For most financial institutions, the how does not yet exist. Eighty-eight percent of organizations surveyed report confirmed or suspected AI agent security incidents. Only twenty-two percent treat their AI agents as independent, identity-bearing entities that need their own credentials and permissions. Nearly half still authenticate agent-to-agent communication with shared API keys — the digital equivalent of everyone in the office sharing the same password.
The framework assumes infrastructure. The infrastructure assumes the framework. Someone has to go first.
The Identity Problem
The most revealing detail is that one of the six remaining resources explicitly addresses ‘fraud and digital identity.’ This is the Treasury acknowledging that AI agents acting in financial systems create an identity problem that existing infrastructure was not built for.
Banking identity was designed for humans. You walk into a branch. You present an ID. Someone checks your face against the photo. The entire chain of trust — from account opening to transaction execution to dispute resolution — assumes a person is present at some point in the process. Even digital banking maintains this fiction: when you log in with your fingerprint, the system is verifying that you, a human, authorized this session.

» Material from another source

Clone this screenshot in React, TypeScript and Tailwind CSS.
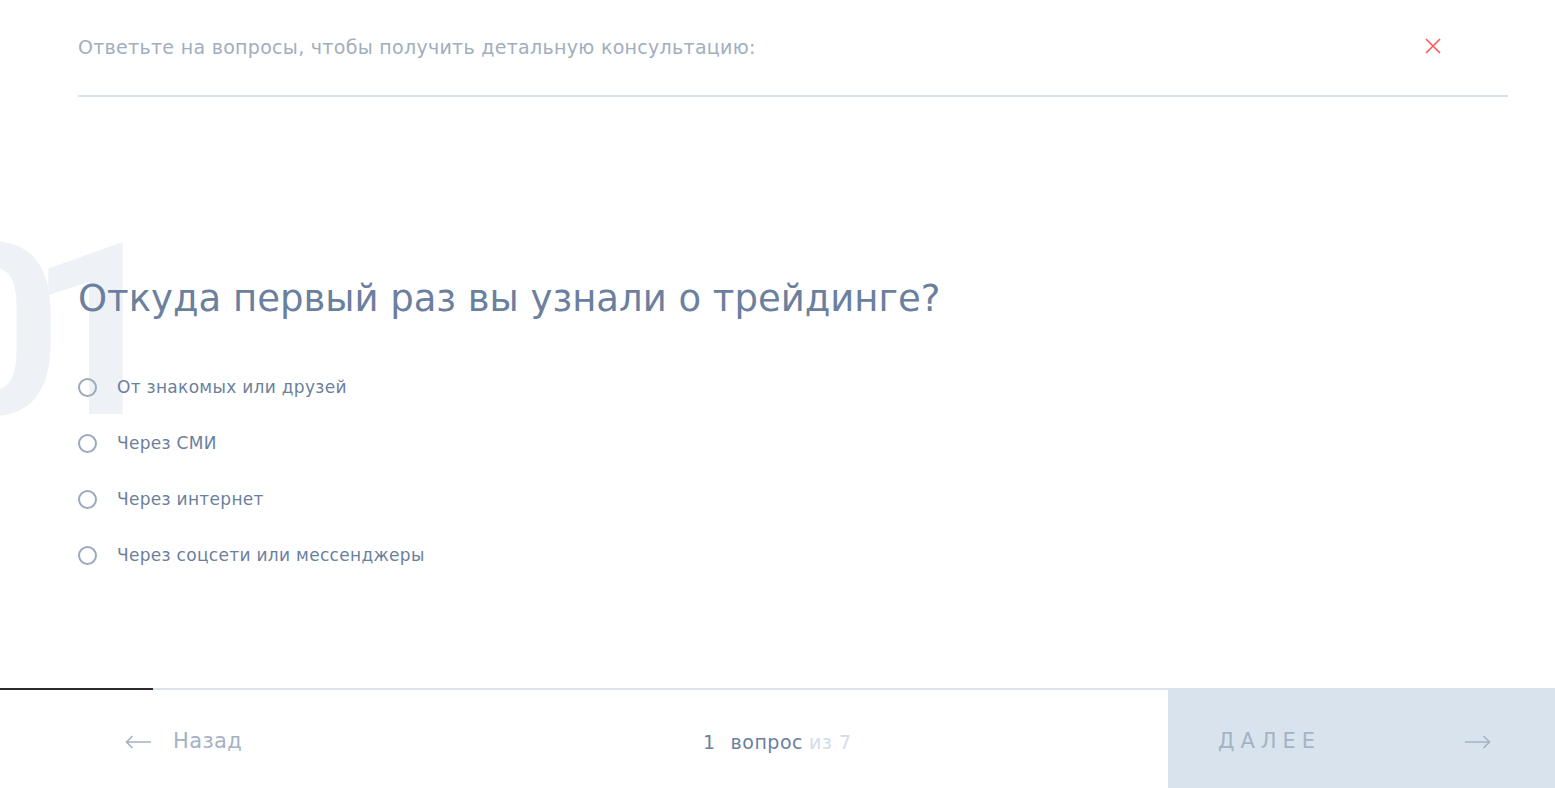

AI agents break this assumption quietly. An agent that monitors your portfolio and rebalances when conditions trigger is acting on standing authorization — you told it the rules, and it follows them. An agent that reads your email and pays invoices is making judgment calls about which invoices are legitimate. An agent that analyzes market data and executes trades is making decisions where the time between judgment and action is measured in milliseconds.
In each case, the question is not whether the agent can do these things. It already can. The question is: when something goes wrong — and in a system where eighty-eight percent of organizations report incidents, things will go wrong — who authorized the specific action? Not who authorized the agent in general. Who authorized this trade, this payment, this data access, at this moment?
The answer, for most deployed agent systems today, is: nobody knows. The agent had credentials. It was authorized at some point in the past. What it did with those credentials between then and now is a question that existing audit infrastructure cannot always answer.
The Precedent Pattern
Frameworks always precede enforcement, and enforcement always lags deployment. This is not a failure of governance. It is the physics of how institutions process novelty.
The TCP/IP specification was published in 1981. The first internet privacy regulation — the EU Data Protection Directive — came in 1995. Fourteen years of deployment before the first governance framework. Banking regulation moves faster because the consequences of failure are more immediate: money disappears in ways that voters notice. But the pattern holds. The technology deploys. The vocabulary stabilizes. The framework emerges. The mechanisms get built. The enforcement begins.
The Treasury’s initiative is somewhere between vocabulary and framework. The lexicon is the vocabulary. The risk management framework is the map. The six resources, taken together, will be the most comprehensive sector-specific AI governance package any government has produced.
But the gap between the map and the territory is where the real work happens. Two hundred and thirty control objectives need mechanisms. Digital identity for agents needs infrastructure. Audit trails need to reach into systems that were not built with auditing in mind. Fraud detection needs to account for adversaries who are themselves AI agents.
Treasury Secretary Bessent framed it as a collaboration: ‘Government and industry can come together to support secure AI adoption that increases the resilience of our financial system.’ He is right that it requires collaboration. He is also describing a race. The systems are already deployed. The incidents are already happening. The dictionary is being written while the conversation is already underway.
That is not a criticism. That is the condition. The only question is whether the language catches up to the machine before the machine outruns the language entirely.